Supporters of the Nebraska amendment pointed to the 70 percent support it received when voters approved it in 2000. They argued the law preserves traditional marriages.
“There’s no shift in my district,” said Sen. Mark Christensen, of Imperial, a Judiciary Committee member who represents a large part of a southwest and south-central Nebraska. “People still believe marriage is between a man and a woman, and no other way. I’m not sure there’s such a big shift in the nation, either.”
The Supreme Court justices issued two 5-4 rulings in June. One wiped away part of the federal anti-gay marriage law that has kept legally married same-sex couples from receiving tax, health and pension benefits. The other was a technical ruling that said nothing about same-sex marriage, but left in place a trial court’s declaration that California’s Proposition 8 is unconstitutional, making same-sex marriage legal in the state.
Same-sex marriage is legal, or soon will be, in 13 states and the District of Columbia, representing about 30 percent of the U.S. population.

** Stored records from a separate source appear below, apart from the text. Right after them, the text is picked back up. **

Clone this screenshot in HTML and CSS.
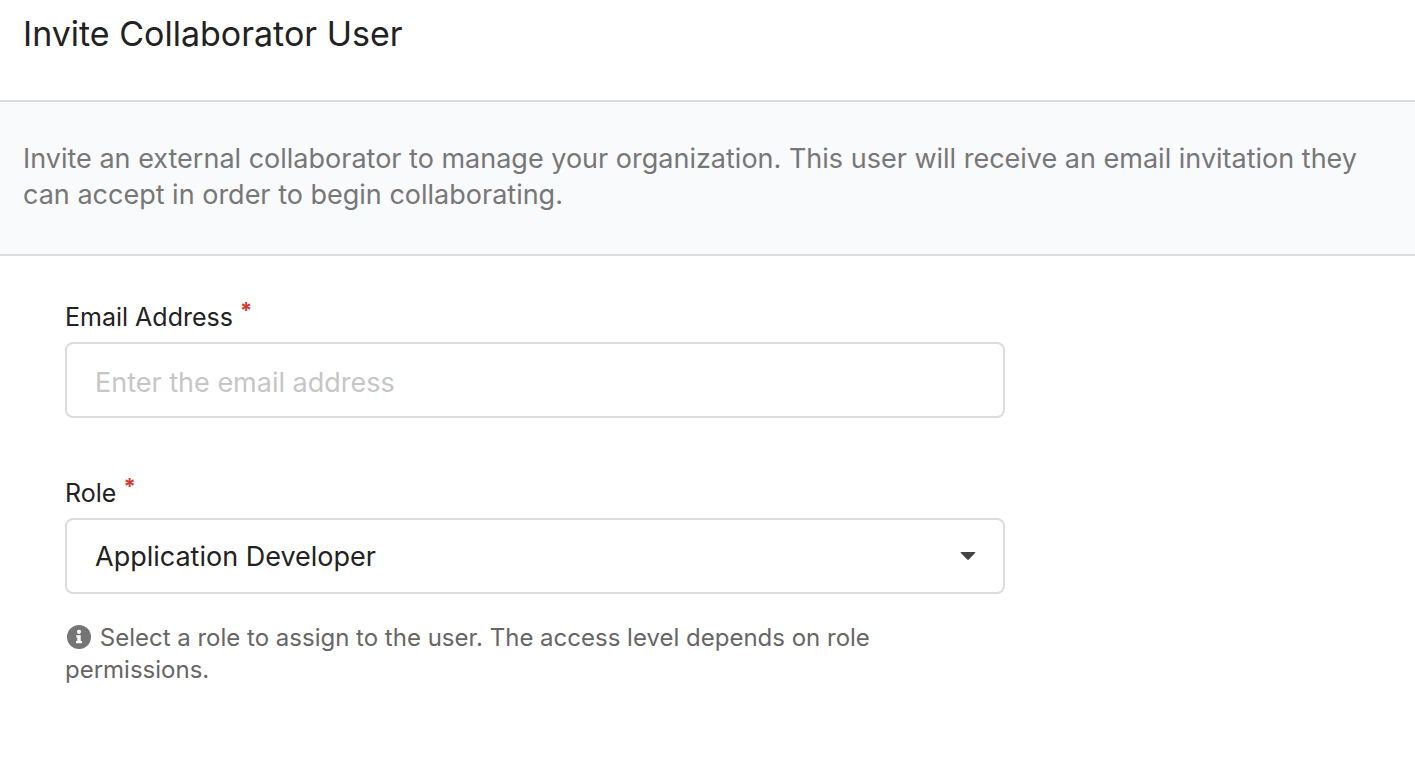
FILE: index.html
```html
<!DOCTYPE html>
<html lang="en">
<head>
<meta charset="utf-8">
<title>Invite Collaborator User</title>
<link rel="stylesheet" href="styles.css">
</head>
<body>
<header class="header"><h1 class="title">Invite Collaborator User</h1></header>
<p class="intro">Invite an external collaborator to manage your organization. This user will receive an email invitation they can accept in order to begin collaborating.</p>
<form class="form">
  <div class="field">
    <label class="label" for="email">Email Address <span class="required">*</span></label>
    <input class="control" id="email" type="email" placeholder="Enter the email address" required>
  </div>
  <div class="field">
    <label class="label" for="role">Role <span class="required">*</span></label>
    <div class="select">
      <select class="control" id="role" aria-describedby="role-help" required>
        <option>Application Developer</option>
      </select>
      <svg class="caret" viewBox="0 0 16 8" aria-hidden="true"><path d="M1.500 0h13q1.500 0 .6 1.100L9 7.200q-1 1-2 0L.9 1.100Q0 0 1.500 0z"/></svg>
    </div>
    <p class="help" id="role-help"><svg class="info" viewBox="0 0 24 24" aria-hidden="true"><circle cx="12" cy="12" r="12"/><circle class="info-mark" cx="12" cy="6.800" r="2.100"/><path class="info-mark" d="M9.300 10.200h4.400v5.800h1.300v2.200H9V16h1.300v-3.600h-1z"/></svg> Select a role to assign to the user. The access level depends on role permissions.</p>
  </div>
</form>
</body>
</html>
```
FILE: styles.css
```css
* {
  box-sizing: border-box;
}

body {
  margin: 0;
  background: #fff;
  color: #222;
  font-family: Inter, "Liberation Sans", sans-serif;
}

.header {
  padding: 12px 23px 44px;
}

.title {
  margin: 0;
  font-size: 34px;
  font-weight: 400;
  line-height: 44px;
}

.intro {
  margin: 0;
  padding: 39px 23px 41px;
  border-top: 2px solid #dcdddf;
  border-bottom: 2px solid #dcdddf;
  background: #f9fafc;
  color: #777;
  font-size: 27px;
  line-height: 36px;
}

.form {
  display: flex;
  flex-direction: column;
  gap: 57px;
  max-width: 1005px;
  padding: 43px 0 42px 65px;
}

.label {
  display: block;
  padding-bottom: 7px;
  font-size: 25px;
  line-height: 36px;
}

.required {
  color: #cf3a32;
  font-weight: 700;
  font-size: 22px;
  line-height: 1;
  vertical-align: 8px;
}

.control {
  display: block;
  width: 100%;
  height: 76px;
  padding: 0 28px;
  border: 2px solid #dcdcdc;
  border-radius: 8px;
  background: #fff;
  color: #222;
  font: inherit;
  font-size: 27px;
  appearance: none;
}

input.control {
  padding-top: 4px;
}

.control::placeholder {
  color: #c6c6c6;
  opacity: 1;
}

.select {
  display: grid;
  align-items: center;
}

.select > * {
  grid-area: 1 / 1;
}

.caret {
  justify-self: end;
  width: 16px;
  height: 8px;
  margin-right: 29px;
  fill: #444;
  pointer-events: none;
}

.help {
  margin: 0;
  padding: 28px 96px 0 0;
  color: #666;
  font-size: 24px;
  line-height: 32px;
}

.info {
  width: 24px;
  height: 24px;
  margin: 0 2px;
  vertical-align: -3px;
  fill: #757575;
}

.info-mark {
  fill: #fff;
}
```
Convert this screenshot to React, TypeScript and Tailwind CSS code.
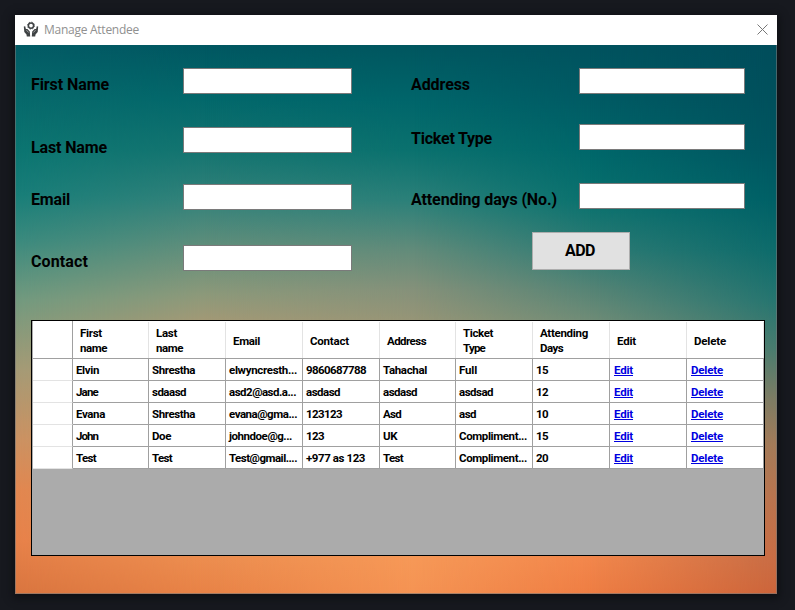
import { useLayoutEffect, useRef, useState } from "react";

const columns = [
  { title: "First name", lines: [["First", 22], ["name", 27]], width: "w-[76px]" },
  { title: "Last name", lines: [["Last", 21], ["name", 27]], width: "w-[77px]" },
  { title: "Email", lines: [["Email", 27]], width: "w-[77px]" },
  { title: "Contact", lines: [["Contact", 39]], width: "w-[77px]" },
  { title: "Address", lines: [["Address", 39]], width: "w-[76px]" },
  { title: "Ticket Type", lines: [["Ticket", 30], ["Type", 22]], width: "w-[77px]" },
  { title: "Attending Days", lines: [["Attending", 48], ["Days", 23]], width: "w-[77px]" },
  { title: "Edit", lines: [["Edit", 19]], width: "w-[77px]" },
  { title: "Delete", lines: [["Delete", 32]], width: "w-[77px]" },
] as { title: string; lines: [string, number][]; width: string }[];

const rows: [string, number][][] = [
  [["Elvin", 23], ["Shrestha", 43], ["elwyncresth...", 68], ["9860687788", 60], ["Tahachal", 44], ["Full", 18], ["15", 12]],
  [["Jane", 22], ["sdaasd", 34], ["asd2@asd.a...", 67], ["asdasd", 34], ["asdasd", 34], ["asdsad", 34], ["12", 12]],
  [["Evana", 29], ["Shrestha", 43], ["evana@gma...", 68], ["123123", 36], ["Asd", 18], ["asd", 17], ["10", 12]],
  [["John", 22], ["Doe", 19], ["johndoe@g...", 63], ["123", 18], ["UK", 14], ["Compliment...", 68], ["15", 12]],
  [["Test", 20], ["Test", 20], ["Test@gmail....", 68], ["+977 as 123", 59], ["Test", 20], ["Compliment...", 68], ["20", 12]],
];

/* Text whose letter spacing is tuned so that it spans a given width. */
function Fit({ text, width, className = "" }: { text: string; width: number; className?: string }) {
  const ref = useRef<HTMLSpanElement>(null);
  const [spacing, setSpacing] = useState(0);
  useLayoutEffect(() => {
    const natural = ref.current!.getBoundingClientRect().width;
    setSpacing((width - natural) / text.length);
  }, [text, width]);
  return (
    <span ref={ref} className={`inline-block whitespace-pre ${className}`} style={{ letterSpacing: spacing }}>
      {text}
    </span>
  );
}

function Label({ text, width, className }: { text: string; width: number; className: string }) {
  return (
    <label className={`block h-5 text-[16px] leading-[21px] font-bold text-black ${className}`}>
      <Fit text={text} width={width} />
    </label>
  );
}

function Field({ label, className }: { label: string; className: string }) {
  return <input aria-label={label} className={`block h-[26px] border border-[#7a7a7a] bg-white outline-none ${className}`} />;
}

function Backdrop() {
  return (
    <>
      <div className="[grid-area:1/1] bg-[linear-gradient(#035b65_0px,#07696b_55px,#0b7571_105px,#187e79_150px,#3a8a7e_195px,#729a7f_255px,#a59b76_325px,#cc9262_395px,#e28750_445px,#e8824a_495px,#d9753f_550px)]" />
      <div className="[grid-area:1/1] bg-[linear-gradient(#005761_0px,#03686b_55px,#147470_105px,#34827a_155px,#648f7b_205px,#8d997a_250px,#a29976_275px,#ec8d4f_515px,#e88246_550px)] [mask-image:linear-gradient(to_right,transparent_0px,black_190px)]" />
      <div className="[grid-area:1/1] bg-[linear-gradient(#00565f_0px,#00656a_55px,#0a716e_105px,#2b8079_155px,#628b7a_205px,#85917a_245px,#969577_275px,#f69857_515px,#f59353_550px)] [mask-image:linear-gradient(to_right,transparent_190px,black_400px)]" />
      <div className="[grid-area:1/1] bg-[linear-gradient(#00525e_0px,#005b64_55px,#00676a_105px,#09716e_155px,#2e7b74_205px,#568475_245px,#6f8c77_275px,#f2864b_515px,#ee7d43_550px)] [mask-image:linear-gradient(to_right,transparent_400px,black_575px)]" />
      <div className="[grid-area:1/1] bg-[linear-gradient(#004d5b_0px,#00505c_55px,#005560_105px,#006066_155px,#0d6b6b_205px,#257570_255px,#497b6e_305px,#7d7b63_355px,#a37a58_400px,#b9734e_455px,#c86c44_515px,#cc643a_550px)] [mask-image:linear-gradient(to_right,transparent_575px,black_762px)]" />
    </>
  );
}

function HandsIcon() {
  return (
    <svg viewBox="0 0 16 16" className="size-4 -translate-y-px" fill="none" stroke="#404345">
      <circle cx="8" cy="4.6" r="2.6" strokeWidth="1.5" />
      <circle cx="8" cy="4.6" r="3.5" strokeWidth=".9" strokeDasharray="1.3 1.45" />
      <path
        d="M.8 5.6l1.4-.3.7 2.6 1.5.2 2.4 2.5.4 4.9H3.8l-.3-2L1.3 11zM15.2 5.6l-1.4-.3-.7 2.6-1.5.2-2.4 2.5-.4 4.9h3.4l.3-2 2.2-2.5z"
        fill="#404345"
        stroke="none"
      />
      <path d="M3.5 9.2l2.1 2.3M12.5 9.2l-2.1 2.3" stroke="#fff" strokeWidth=".5" />
    </svg>
  );
}

function AttendeeTable() {
  return (
    <div className="mt-[49px] ml-4 h-[236px] w-[734px] border border-black bg-[#ababab] text-[11.5px] font-bold text-black">
      <div className="ml-px flex h-[38px] w-[731px] border-b border-[#a0a0a0] bg-white">
        <div className="w-10 border-r border-[#a0a0a0]" />
        {columns.map((column) => (
          <div key={column.title} className={`flex shrink-0 flex-col pt-px ${column.width}`}>
            <div className="flex flex-1 flex-col justify-center border-r border-[#e3e3e3] pt-[2px] pl-[7px] leading-[15px]">
              {column.lines.map(([text, width]) => (
                <div key={text} className="h-[15px]">
                  <Fit text={text} width={width} />
                </div>
              ))}
            </div>
          </div>
        ))}
      </div>
      {rows.map((row, index) => (
        <div key={index} className="ml-px flex h-[22px] w-[731px] bg-white leading-[22px]">
          <div className="w-10 shrink-0 border-r border-b border-r-[#a0a0a0] border-b-[#e3e3e3]" />
          {row.map(([text, width], cell) => (
            <div key={cell} className={`shrink-0 overflow-hidden border-r border-b border-[#a0a0a0] pl-[3px] ${columns[cell].width}`}>
              <Fit text={text} width={width} />
            </div>
          ))}
          {["Edit", "Delete"].map((action) => (
            <div key={action} className="w-[77px] shrink-0 border-r border-b border-[#a0a0a0] pl-1">
              <a className="text-[#0000e0]">
                <Fit text={action} width={action === "Edit" ? 19 : 32} className="underline decoration-1 underline-offset-1" />
              </a>
            </div>
          ))}
        </div>
      ))}
    </div>
  );
}

export default function App() {
  return (
    <div className="h-[610px] w-[795px] overflow-hidden bg-[#17191f] pt-[15px] pl-[15px] font-['Roboto','Liberation_Sans',sans-serif]">
      <div className="flex h-[579px] w-[762px] flex-col shadow-[0_2px_8px_2px_#0e0f13]">
        <header className="flex h-[30px] shrink-0 items-center bg-white pl-2">
          <HandsIcon />
          <h1 className="ml-[5px] font-['Open_Sans',sans-serif] text-[12px] text-[#909090]">
            <Fit text="Manage Attendee" width={95} />
          </h1>
          <svg viewBox="0 0 11 11" className="mr-[9px] ml-auto size-[11px] -translate-y-px" stroke="#777" fill="none">
            <path d="M.5 .5l10 10M10.5 .5l-10 10" />
          </svg>
        </header>
        <main className="grid h-[549px] grid-cols-1 grid-rows-1">
          <Backdrop />
          <div className="z-10 border-r border-b border-l border-[#777777]/60 [grid-area:1/1]">
            <div className="-ml-px flex h-[226px]">
              <div className="ml-4 w-[152px] pt-[29px]">
                <Label text="First Name" width={78} className="" />
                <Label text="Last Name" width={76} className="mt-[43px]" />
                <Label text="Email" width={39} className="mt-8" />
                <Label text="Contact" width={57} className="mt-[42px]" />
              </div>
              <div className="w-[228px] pt-[23px]">
                <Field label="First Name" className="w-[169px]" />
                <Field label="Last Name" className="mt-[33px] w-[169px]" />
                <Field label="Email" className="mt-[31px] w-[169px]" />
                <Field label="Contact" className="mt-[35px] w-[169px]" />
              </div>
              <div className="pt-[23px]">
                <div className="flex">
                  <div className="w-[168px] pt-[6px]">
                    <Label text="Address" width={59} className="" />
                    <Label text="Ticket Type" width={81} className="mt-[34px]" />
                    <Label text="Attending days (No.)" width={146} className="mt-[41px]" />
                  </div>
                  <div>
                    <Field label="Address" className="w-[166px]" />
                    <Field label="Ticket Type" className="mt-[30px] w-[166px]" />
                    <Field label="Attending days" className="mt-[33px] w-[166px]" />
                  </div>
                </div>
                <button className="mt-[23px] ml-[121px] flex h-[38px] w-[98px] items-center justify-center border border-[#adadad] bg-[#e1e1e1] text-[16px] font-bold text-black">
                  <Fit text="ADD" width={30} className="-ml-[2px]" />
                </button>
              </div>
            </div>
            <div className="-ml-px">
              <AttendeeTable />
            </div>
          </div>
        </main>
      </div>
    </div>
  );
}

After the Supreme Court decisions were released, some gay marriage supporters in Nebraska said they were considering a statewide petition or a court challenge to overturn the state constitutional amendment.
Social conservatives have noted that both rulings were narrowly drawn. They also argued that Nebraska’s constitutional amendment has already survived a federal court challenge. In 2003, the American Civil Liberties Union and three other groups challenged the amendment in federal court. A federal judge in Nebraska ruled in their favor, but the decision was overturned by a three-judge panel from the U.S. 8th Circuit Court of Appeals.
Constitutional amendments require statewide voter approval. They have to be placed on the ballot by a three-fifths majority in the Legislature, or a petition signed 10 percent of registered voters. The petition process includes safeguards to prevent urban areas from dominating.